WRITTEN REQUEST |
Copy each line of the data below exactly, leaving out pictures.

--- Start of SUPPLIED MATERIAL ---

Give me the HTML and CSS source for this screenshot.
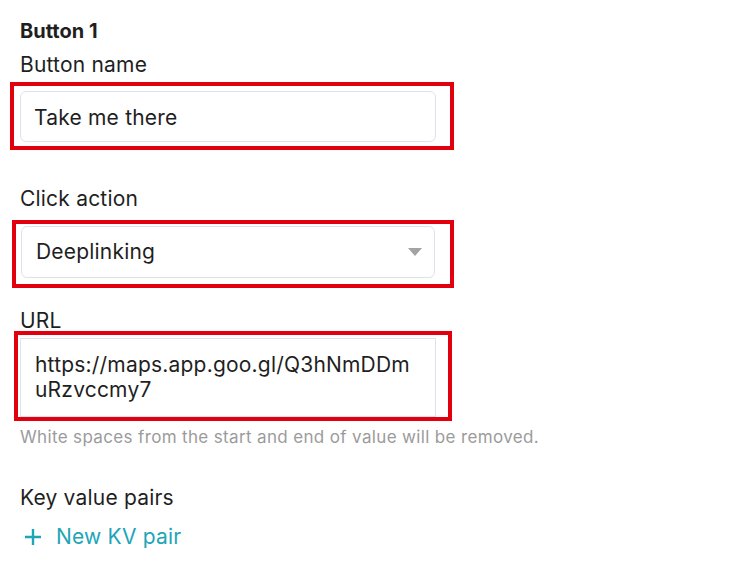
FILE: index.html
```html
<!DOCTYPE html>
<html lang="en">
<head>
<meta charset="utf-8">
<title>Button 1</title>
<link rel="stylesheet" href="styles.css">
</head>
<body>
<div class="panel">
  <div class="title">Button 1</div>
  <div class="label label-first">Button name</div>
  <div class="field field-name">
    <div class="input">Take me there</div>
    <span class="mark mark-name"></span>
  </div>

  <div class="label label-action">Click action</div>
  <div class="field field-select">
    <div class="select">
      <span>Deeplinking</span>
      <span class="caret"></span>
    </div>
    <span class="mark mark-select"></span>
  </div>

  <div class="label label-url">URL</div>
  <div class="field field-url">
    <div class="textarea">https://maps.app.goo.gl/Q3hNmDDm<br>uRzvccmy7</div>
    <span class="mark mark-url"></span>
  </div>
  <div class="hint">White spaces from the start and end of value will be removed.</div>

  <div class="label label-kv">Key value pairs</div>
  <div class="add">
    <svg class="plus" width="18" height="18" viewBox="0 0 18 18" aria-hidden="true">
      <path d="M9 1v16M1 9h16" stroke="currentColor" stroke-width="2.4" fill="none"/>
    </svg>
    <span>New KV pair</span>
  </div>
</div>
</body>
</html>
```
FILE: styles.css
```css
html, body {
  margin: 0;
  padding: 0;
  background: #ffffff;
}
body {
  font-family: Inter, "Noto Sans", "Liberation Sans", sans-serif;
  color: #1f1f1f;
  font-size: 21px;
  letter-spacing: 0.2px;
  line-height: 24px;
}
.panel {
  padding: 19px 0 0 20px;
  width: 416px;
}
.title {
  font-weight: 700;
  font-size: 20px;
  letter-spacing: 0;
}
.label-first { margin-top: 10px; }
.label-action { margin-top: 45px; }
.label-url { margin-top: 31px; }
.label-kv { margin-top: 39px; }

.field {
  position: relative;
}
.field-name { margin-top: 14px; }
.field-select { margin-top: 15px; }
.field-url { margin-top: 5px; }

.input {
  box-sizing: border-box;
  height: 51px;
  border: 1px solid #dde2ee;
  border-radius: 6px;
  padding: 13px 13px 11px;
  line-height: 25px;
}
.select {
  box-sizing: border-box;
  height: 52px;
  width: 414px;
  margin-left: 1px;
  border: 1px solid #dde2ee;
  border-radius: 6px;
  padding: 0 12px 0 14px;
  display: flex;
  align-items: center;
  justify-content: space-between;
}
.caret {
  width: 0;
  height: 0;
  border-left: 7.5px solid transparent;
  border-right: 7.5px solid transparent;
  border-top: 8px solid #a3a3a3;
}
.textarea {
  box-sizing: border-box;
  height: 79px;
  border: 1px solid #dde2ee;
  padding: 13px 14px 14px;
  line-height: 25px;
}
.hint {
  margin-top: 10px;
  font-size: 17px;
  letter-spacing: 0.35px;
  line-height: 20px;
  color: #9b9b9b;
  white-space: nowrap;
}
.add {
  margin-top: 15px;
  display: flex;
  align-items: center;
  gap: 14px;
  color: #1ea5b8;
}
.plus {
  margin-left: 4px;
  flex: none;
}
.mark {
  position: absolute;
  border: 4px solid #e2000f;
  pointer-events: none;
}
.mark-name { left: -10px; right: -18px; top: -9px; bottom: -8px; }
.mark-select { left: -8px; right: -18px; top: -6px; bottom: -10px; }
.mark-url { left: -6px; right: -16px; top: -7px; bottom: -4px; }
```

--- End of SUPPLIED MATERIAL ---

SOLVED PROBLEM |
Give me the HTML and CSS source for this screenshot.
FILE: index.html
```html
<!DOCTYPE html>
<html lang="en">
<head>
<meta charset="utf-8">
<title>Button 1</title>
<link rel="stylesheet" href="styles.css">
</head>
<body>
<div class="panel">
  <div class="title">Button 1</div>
  <div class="label label-first">Button name</div>
  <div class="field field-name">
    <div class="input">Take me there</div>
    <span class="mark mark-name"></span>
  </div>

  <div class="label label-action">Click action</div>
  <div class="field field-select">
    <div class="select">
      <span>Deeplinking</span>
      <span class="caret"></span>
    </div>
    <span class="mark mark-select"></span>
  </div>

  <div class="label label-url">URL</div>
  <div class="field field-url">
    <div class="textarea">https://maps.app.goo.gl/Q3hNmDDm<br>uRzvccmy7</div>
    <span class="mark mark-url"></span>
  </div>
  <div class="hint">White spaces from the start and end of value will be removed.</div>

  <div class="label label-kv">Key value pairs</div>
  <div class="add">
    <svg class="plus" width="18" height="18" viewBox="0 0 18 18" aria-hidden="true">
      <path d="M9 1v16M1 9h16" stroke="currentColor" stroke-width="2.4" fill="none"/>
    </svg>
    <span>New KV pair</span>
  </div>
</div>
</body>
</html>
```
FILE: styles.css
```css
html, body {
  margin: 0;
  padding: 0;
  background: #ffffff;
}
body {
  font-family: Inter, "Noto Sans", "Liberation Sans", sans-serif;
  color: #1f1f1f;
  font-size: 21px;
  letter-spacing: 0.2px;
  line-height: 24px;
}
.panel {
  padding: 19px 0 0 20px;
  width: 416px;
}
.title {
  font-weight: 700;
  font-size: 20px;
  letter-spacing: 0;
}
.label-first { margin-top: 10px; }
.label-action { margin-top: 45px; }
.label-url { margin-top: 31px; }
.label-kv { margin-top: 39px; }

.field {
  position: relative;
}
.field-name { margin-top: 14px; }
.field-select { margin-top: 15px; }
.field-url { margin-top: 5px; }

.input {
  box-sizing: border-box;
  height: 51px;
  border: 1px solid #dde2ee;
  border-radius: 6px;
  padding: 13px 13px 11px;
  line-height: 25px;
}
.select {
  box-sizing: border-box;
  height: 52px;
  width: 414px;
  margin-left: 1px;
  border: 1px solid #dde2ee;
  border-radius: 6px;
  padding: 0 12px 0 14px;
  display: flex;
  align-items: center;
  justify-content: space-between;
}
.caret {
  width: 0;
  height: 0;
  border-left: 7.5px solid transparent;
  border-right: 7.5px solid transparent;
  border-top: 8px solid #a3a3a3;
}
.textarea {
  box-sizing: border-box;
  height: 79px;
  border: 1px solid #dde2ee;
  padding: 13px 14px 14px;
  line-height: 25px;
}
.hint {
  margin-top: 10px;
  font-size: 17px;
  letter-spacing: 0.35px;
  line-height: 20px;
  color: #9b9b9b;
  white-space: nowrap;
}
.add {
  margin-top: 15px;
  display: flex;
  align-items: center;
  gap: 14px;
  color: #1ea5b8;
}
.plus {
  margin-left: 4px;
  flex: none;
}
.mark {
  position: absolute;
  border: 4px solid #e2000f;
  pointer-events: none;
}
.mark-name { left: -10px; right: -18px; top: -9px; bottom: -8px; }
.mark-select { left: -8px; right: -18px; top: -6px; bottom: -10px; }
.mark-url { left: -6px; right: -16px; top: -7px; bottom: -4px; }
```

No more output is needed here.